Life As I Know It / New York

Things I thought I would never say… then I moved to NYC

I feel like a bad ass chillin’ on my stoop, like I’m one of the cool kids from Hey! Arnold.

I live in a fifth-floor walk-up. The 75 stairs to my apartment really aren’t that bad.

Space is completely overrated.

Times Square is the blackhole of New York.

I am not sure how I will ever be able to leave this city (New York).

It would be unfair for me to have a dog.

Anonymity is the best.

I love froyo, and we are not talking about TCBY. I use to be all about Pinkberry but then I discovered tasti-D-lite.

I feel like I’m trapped on an un-deserted island.

I do not miss driving. Walking is far superior.

No, you cannot wear sweatpants to Bloomingdale’s.

I learned how to properly pronounce my last name from a South African fellow on my birthday.

I do not exist for you (at street harassers).

I don’t “do” Brooklyn.

I lived in the hood, down the street from a drug den. We are talking Jay-z/Biggie Smalls Bed-Stuy.

I am pretty much a professional exterminator at this point.

I have the best roommate that I have ever lived with… and I found her on craigslist.

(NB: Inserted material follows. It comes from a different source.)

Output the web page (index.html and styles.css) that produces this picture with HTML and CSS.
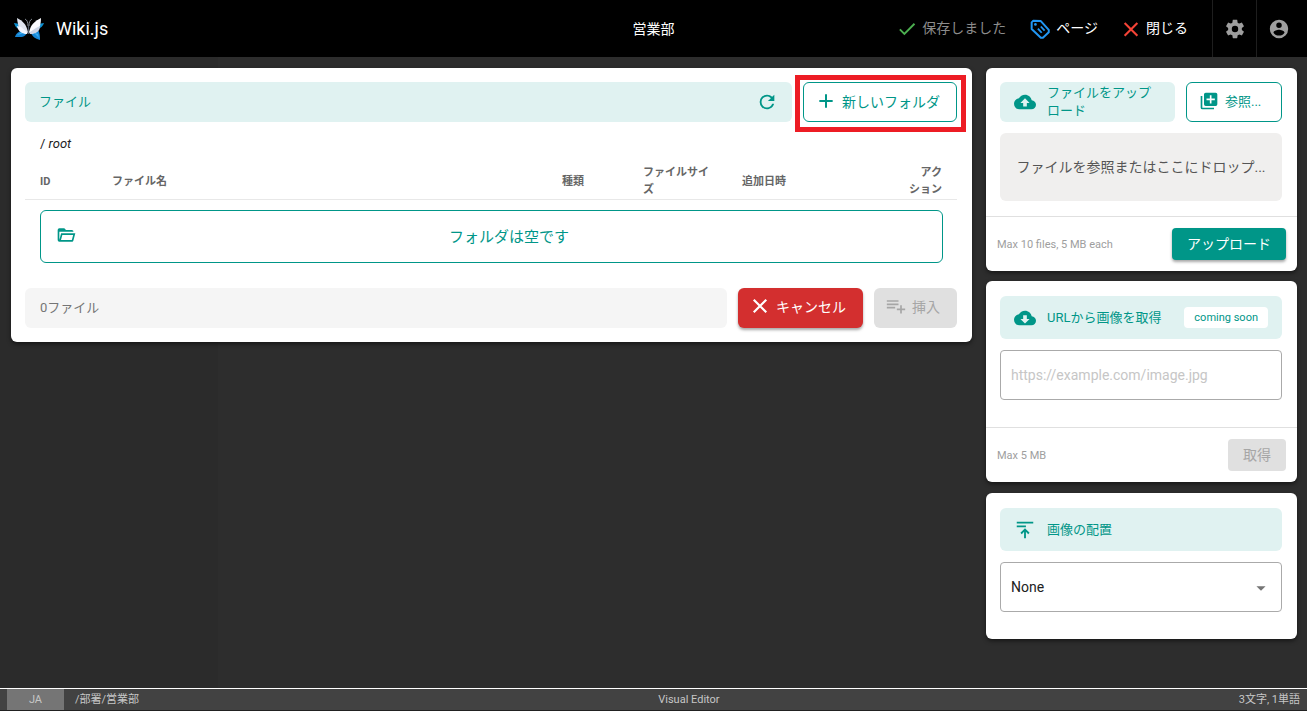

I got a steal on my apartment. I only pay $900 in rent per month.

Which bridge?

I paid someone to do my laundry.

Never date anyone that lives in Jersey ever.

People think it is weird that I have milked goats.

I have been to more gay bars in this city than any other kind of bar.

I am considering becoming a nude model for art classes.

Why can’t people just curb their dog? I give them some seriously nasty glares.

I am getting use to the smell of the city.

I love opera. Have you seen La Traviata?

I am going to just run to the bodega around the corner.

I have had toilet paper delivered… with dinner. How can you not love this city?

Be careful, eye contact can be an act of overt aggression.

I have jaywalking down to an art form.

I hate the streets with names. Who thought that was a good idea?

Any of you out there in cyberspace have something to add?